Serão R$ 60 milhões investidos em equipamentos públicos, projetos sociais e urbanização. “Vamos ter cabeamento subterrâneo, coisa que só a Avenida Paulista e a Rua Oscar Freire, partes nobres da cidade, possuem”, diz Santos. Tanto investimento durante a crise não assusta. “A faixa da Minha Casa, Minha Vida tem acesso muito grande ao crédito e sucesso garantido”, diz o executivo. “Ainda temos um ganho de escala.” A MRV lançou 1,5 mil unidades no primeiro ano de vendas, desde março de 2017. Mas o projeto está apenas no início: dois dos 25 empreendimentos que o Grand Reserva inclui estão iniciados.

O negócio de oportunidade é apenas um dos benefícios percebidos pelas empresas que embarcam em projetos tão ambiciosos. O Caminhos da Lapa, da Helbor e da Tegra, nasceu quando as duas empresas perceberam que lançariam na mesma época dois empreendimentos um de frente para o outro numa área anteriormente fabril, e resolveram juntar os esforços, em sociedade dividida meio a meio. “Em vez de dois projetos, resolvemos fazer um gigante”, diz Marcelo Bonanata, diretor da Helbor. “Poderíamos promover uma transformação urbana, com mais apelo e história para contar.” Dessa forma, esforços de marketing que poderiam estar pulverizados em diversos empreendimentos foram concentrados. Também é mais fácil direcionar o corpo de vendas para um projeto de longo prazo, o qual vai conhecer melhor com o tempo. “E, no meio do caminho, podemos ir mudando de acordo com o mercado”, afirma ele. “A demanda é muito cíclica e sazonal.”

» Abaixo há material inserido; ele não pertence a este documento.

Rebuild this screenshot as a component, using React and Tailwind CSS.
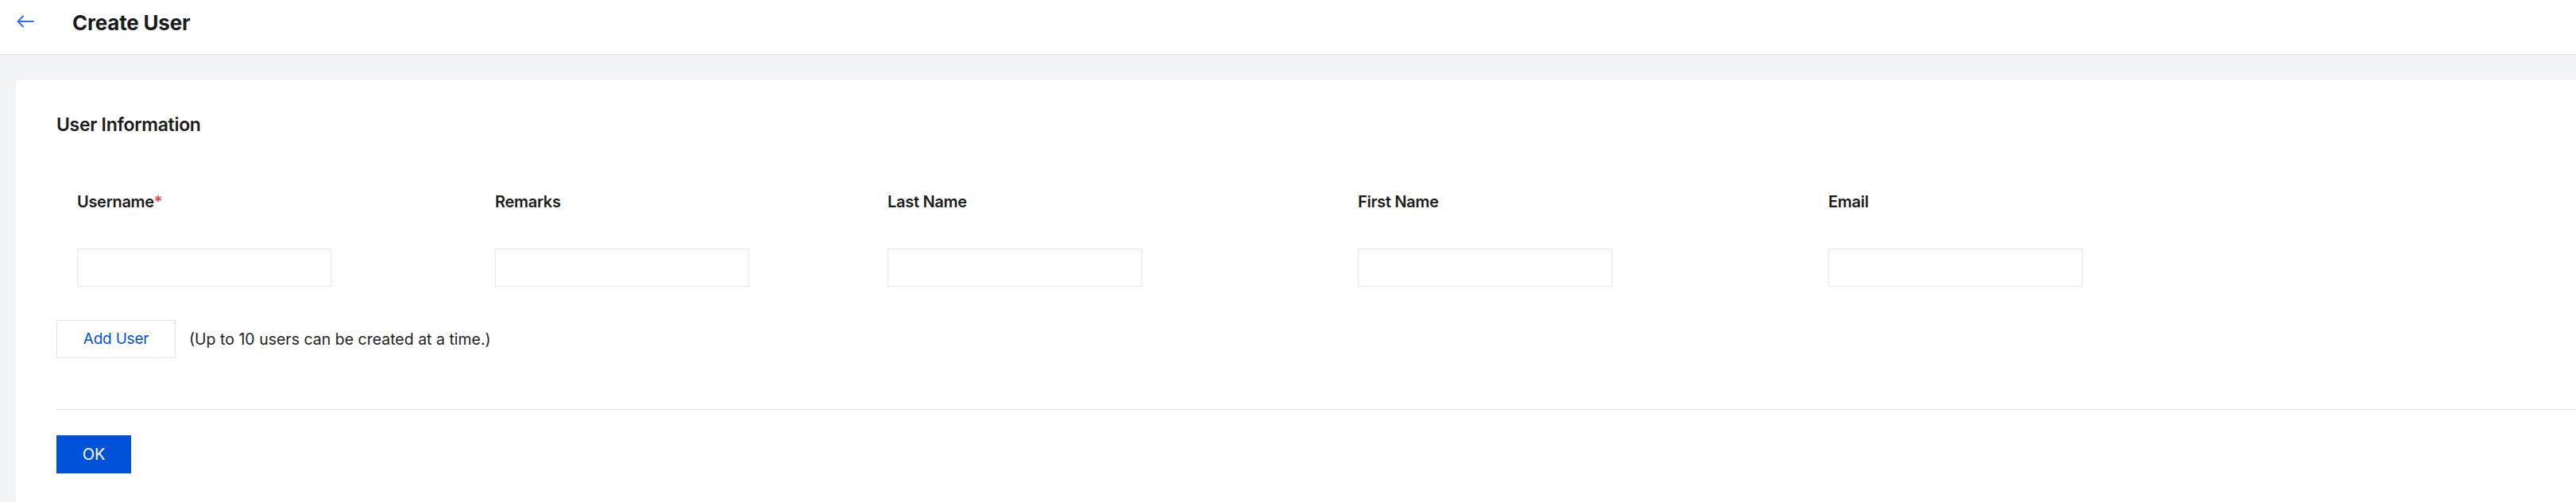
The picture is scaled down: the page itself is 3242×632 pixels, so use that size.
import React from "react";

const fields = [
  { label: "Username", required: true },
  { label: "Remarks" },
  { label: "Last Name" },
  { label: "First Name" },
  { label: "Email" },
];

function BackArrow() {
  return (
    <svg width="22" height="16" viewBox="0 0 22 16" fill="none" stroke="#2f6ff0" strokeWidth="2" strokeLinecap="round" strokeLinejoin="round">
      <path d="M21 8H2" />
      <path d="M8 1.5L1.5 8L8 14.5" />
    </svg>
  );
}

export default function App() {
  return (
    <div className="min-h-[632px] bg-[#f3f4f8] font-['Inter',sans-serif] text-[#1b1b1b]">
      <header className="h-[69px] bg-white border-b border-[#e4e6ec] flex items-start">
        <button className="ml-[21px] mt-[19px] w-[22px] h-[16px] flex items-center">
          <BackArrow />
        </button>
        <h1 className="ml-[48px] mt-[11px] text-[26px] leading-[36px] font-bold tracking-[-0.2px]">Create User</h1>
      </header>

      <main className="pt-[32px] pl-[20px]">
        <section className="bg-white min-h-[531px] pl-[51px] pt-[40px]">
          <h2 className="text-[23px] leading-[32px] font-semibold tracking-[-0.3px]">User Information</h2>

          <div className="mt-[67px] grid grid-cols-[526px_494px_592px_592px_1fr]">
            {fields.map((f) => (
              <div key={f.label} className="pl-[26px] flex flex-col">
                <div className="text-[20px] leading-[28px] font-semibold tracking-[-0.3px]">
                  {f.label}
                  {f.required && <span className="text-[#e54545]">*</span>}
                </div>
                <input
                  type="text"
                  className="mt-[45px] w-[320px] h-[48px] border border-[#e5e6ee] bg-white outline-none"
                />
              </div>
            ))}
          </div>

          <div className="mt-[42px] flex items-center">
            <button className="w-[150px] h-[48px] border border-[#e3e5ec] bg-white text-[#0052d9] text-[19px] leading-[28px] tracking-[-0.2px]">
              Add User
            </button>
            <span className="ml-[17px] text-[19.5px] leading-[28px] text-[#222]">
              (Up to 10 users can be created at a time.)
            </span>
          </div>

          <div className="mt-[64px] h-px bg-[#dddddd]" />

          <div className="pt-[32px] pb-[36px]">
            <button className="w-[94px] h-[48px] bg-[#0052d9] text-white text-[20px] leading-[28px]">OK</button>
          </div>
        </section>
      </main>
    </div>
  );
}
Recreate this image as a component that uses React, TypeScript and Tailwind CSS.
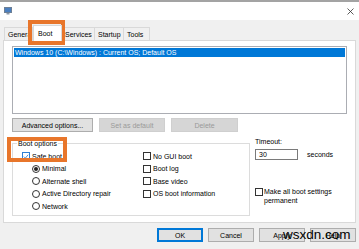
function Check({ checked = false }: { checked?: boolean }) {
  return (
    <span
      className={`inline-flex w-[8px] h-[8px] shrink-0 items-center justify-center bg-white border ${
        checked ? "border-[#2f7fd4]" : "border-[#333333]"
      }`}
    >
      {checked && (
        <svg width="7" height="7" viewBox="0 0 7 7">
          <path d="M1 3.6 L2.8 5.4 L6 1.4" fill="none" stroke="#2f7fd4" strokeWidth="1" />
        </svg>
      )}
    </span>
  );
}

function Radio({ on = false }: { on?: boolean }) {
  return (
    <span className="inline-flex w-[8px] h-[8px] shrink-0 items-center justify-center rounded-full bg-white border border-[#333333]">
      {on && <span className="w-[4px] h-[4px] rounded-full bg-[#222222]" />}
    </span>
  );
}

function Btn({ label, w, disabled = false, main = false }: { label: string; w: string; disabled?: boolean; main?: boolean }) {
  return (
    <div
      className={`${w} h-[14px] flex items-center justify-center border ${
        disabled
          ? "bg-[#d6d6d6] border-[#cfcfcf] text-[#9a9a9a]"
          : main
          ? "bg-[#e1e1e1] border-[#0078d7] shadow-[inset_0_0_0_1px_#0078d7]"
          : "bg-[#e1e1e1] border-[#adadad]"
      }`}
    >
      {label}
    </div>
  );
}

const tabs = [
  { name: "General", w: "w-[29px]" },
  { name: "Boot", w: "w-[29px]", active: true },
  { name: "Services", w: "w-[33px]" },
  { name: "Startup", w: "w-[29px]" },
  { name: "Tools", w: "w-[26px]" },
];

export default function App() {
  return (
    <div className="relative w-[359px] h-[249px] overflow-hidden bg-[#f0f0f0] text-[7px] leading-[9px] text-black [font-family:'Liberation_Sans',Arial,sans-serif]">
      {/* title bar */}
      <div className="h-[20px] bg-white border-t-2 border-[#a3a3a3] flex items-center justify-between pl-[4px] pr-[5px]">
        <svg width="8" height="8" viewBox="0 0 8 8">
          <rect x="0.5" y="0.5" width="7" height="5" fill="#4a7fc0" stroke="#6d7f95" />
          <rect x="2.5" y="6" width="3" height="1.5" fill="#8a98a8" />
        </svg>
        <svg width="7" height="7" viewBox="0 0 7 7">
          <path d="M0.5 0.5 L6.5 6.5 M6.5 0.5 L0.5 6.5" stroke="#333" strokeWidth="0.8" />
        </svg>
      </div>

      {/* tabs */}
      <div className="pt-[4px] pl-[4px] h-[20px] flex items-end">
        {tabs.map((t) =>
          t.active ? (
            <div key={t.name} className={`${t.w} h-[16px] -mb-px z-10 bg-white border border-b-0 border-[#d9d9d9] pl-[4px] pt-[3px]`}>
              {t.name}
            </div>
          ) : (
            <div key={t.name} className={`${t.w} h-[13px] bg-[#f0f0f0] border border-l-0 first:border-l border-b-0 border-[#d9d9d9] pl-[3px] pt-[2px] overflow-hidden whitespace-nowrap`}>
              {t.name}
            </div>
          )
        )}
      </div>

      {/* tab panel */}
      <div className="ml-[3px] w-[353px] h-[183px] bg-white border border-[#d9d9d9] px-[8px] pt-[5px]">
        <div className="h-[68px] border border-[#abadb3] pt-px px-px">
          <div className="h-[9px] bg-[#0078d7] text-white pl-[1px] whitespace-nowrap">
            Windows 10 (C:\Windows) : Current OS; Default OS
          </div>
        </div>

        <div className="mt-[4px] flex gap-[6px]">
          <Btn label="Advanced options..." w="w-[81px]" />
          <Btn label="Set as default" w="w-[66px]" disabled />
          <Btn label="Delete" w="w-[67px]" disabled />
        </div>

        <div className="mt-[5px] flex items-start">
          <div className="relative mt-[6px] w-[238px] h-[73px] border border-[#dcdcdc] flex pt-[6px] pl-[9px]">
            <span className="absolute -top-[5px] left-[4px] bg-white px-px">Boot options</span>
            <div className="w-[121px] flex flex-col">
              <div className="h-[12.5px] flex items-center gap-[2px]">
                <Check checked />
                <span>Safe boot</span>
              </div>
              {["Minimal", "Alternate shell", "Active Directory repair", "Network"].map((r, i) => (
                <div key={r} className="h-[12.5px] flex items-center gap-[2px] pl-[10px]">
                  <Radio on={i === 0} />
                  <span>{r}</span>
                </div>
              ))}
            </div>
            <div className="flex flex-col">
              {["No GUI boot", "Boot log", "Base video", "OS boot information"].map((c) => (
                <div key={c} className="h-[12.5px] flex items-center gap-[2px]">
                  <Check />
                  <span>{c}</span>
                </div>
              ))}
            </div>
          </div>

          <div className="ml-[5px] flex flex-col">
            <div className="h-[9px]">Timeout:</div>
            <div className="mt-[3px] flex items-center">
              <div className="w-[43px] h-[11px] border border-[#7a7a7a] bg-white pl-[3px] flex items-center">30</div>
              <span className="ml-[9px]">seconds</span>
            </div>
            <div className="mt-[27px] flex items-start gap-[1px]">
              <span className="mt-px"><Check /></span>
              <span>
                Make all boot settings
                <br />
                permanent
              </span>
            </div>
          </div>
        </div>
      </div>

      {/* dialog buttons */}
      <div className="mt-[5px] pr-[3px] flex justify-end gap-[5px]">
        <Btn label="OK" w="w-[46px]" main />
        <Btn label="Cancel" w="w-[46px]" />
        <Btn label="Apply" w="w-[46px]" />
        <Btn label="Help" w="w-[46px]" />
      </div>

      {/* highlight boxes */}
      <div className="absolute left-[28px] top-[20px] w-[37px] h-[25px] border-4 border-[#e8762b]" />
      <div className="absolute left-[7px] top-[137px] w-[60px] h-[25px] border-4 border-[#e8762b]" />

      {/* watermark */}
      <div className="absolute left-[283px] top-[227px] text-[13.5px] leading-[16px] text-black">wsxdn.com</div>
    </div>
  );
}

Desde que a Helbor começou a tratar do projeto, no começo desta década, o mercado mudou de pedir apartamentos grandes, que passaram a ficar muito custosos, para unidades menores no centro da cidade. Agora se notou uma lacuna de projetos de dois a quatro dormitórios que o Caminhos da Lapa espera preencher. Se os bairros planejados da atualidade encontrarão a demanda esperada, só será possível saber em alguns anos. Mas, até lá, certamente muitas regiões serão completamente transformadas por essas empresas.